The idea is simple. Teams would play in empty stadiums, players would be restricted to the
ballparks and their hotels, and the fans can’t be there to watch. This move should open
everyone’s eyes to the fact that baseball is a business. Professional baseball is not always run
for the love of the game, but for paychecks and profits. There is nothing wrong with that, and
there is nothing wrong with loving the game. Would baseball in a bubble be worse than no
baseball at all? Are my hopes for baseball in a bubble just selfish? Maybe so.

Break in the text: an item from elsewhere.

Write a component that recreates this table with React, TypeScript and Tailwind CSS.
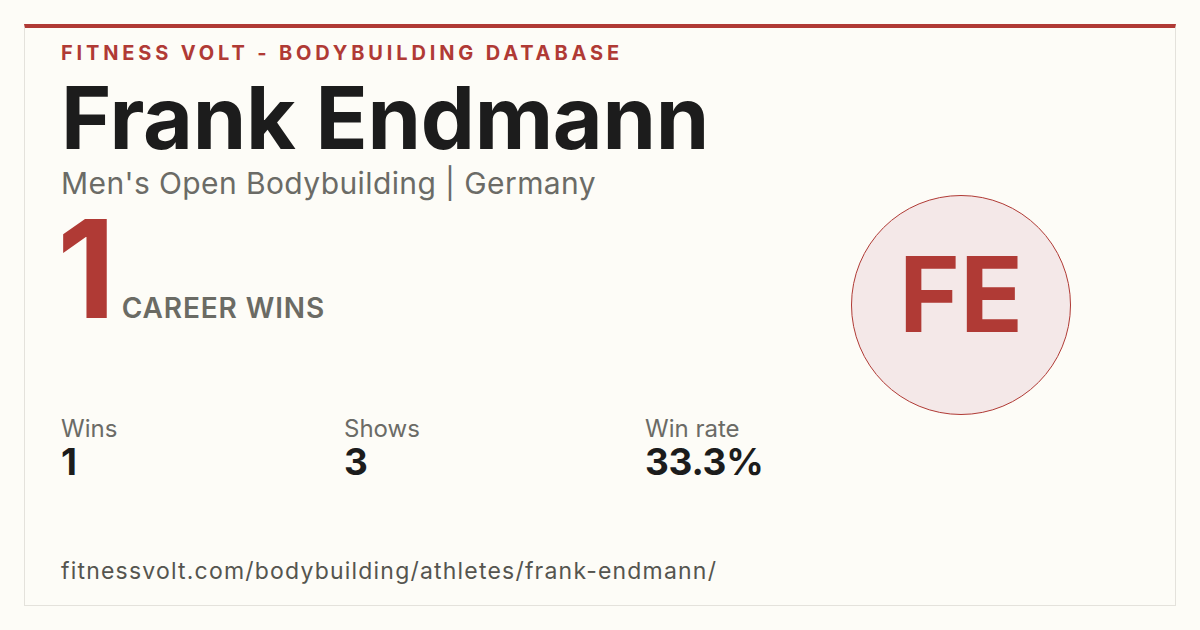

Players appear to be in favor of the baseball in a bubble idea, as I’m sure they are anxious to get paid, I mean play. Yet this plan gives no mention as to what to do with the players’ families if they are on a strict lockdown? Talks have not determined if families would also be put up in the players hotels and there is no telling how the body of players would respond to the situation. Justin Turner of the Los Angeles Dodgers said it would be easy for him because although he is married, he and his wife Kourtney do not have any children. He sees how difficult and lonely it would be for single players, as well as the additional burdens the players with children will carry if they are gone for so long. Turner’s teammate Clayton Kershaw said last week that if his family were not with him, he wouldn’t play. Kershaw’s reasoning is that their 3 month old child has done so much in that time that he would hate to miss out on all he would do in the 4 months that he would be away, and he simply wouldn’t do it. How many more players feel that way, and what would the game look like without superstars like Kershaw? Having children myself and having spent some months away from them even as young adults is difficult, and it’s much worse for everyone when they are younger

I miss baseball. I want to watch baseball games, and I want to go to baseball games; but I don’t want to be selfish. I would watch baseball in a bubble, but I would think of the players and coaches if they are left without their families and friends. No, their lives would be far from those serving in the military, or anyone serving time in jail; but anytime your freedom is taken from you that burden wears on your spirit, and would ultimately change the game.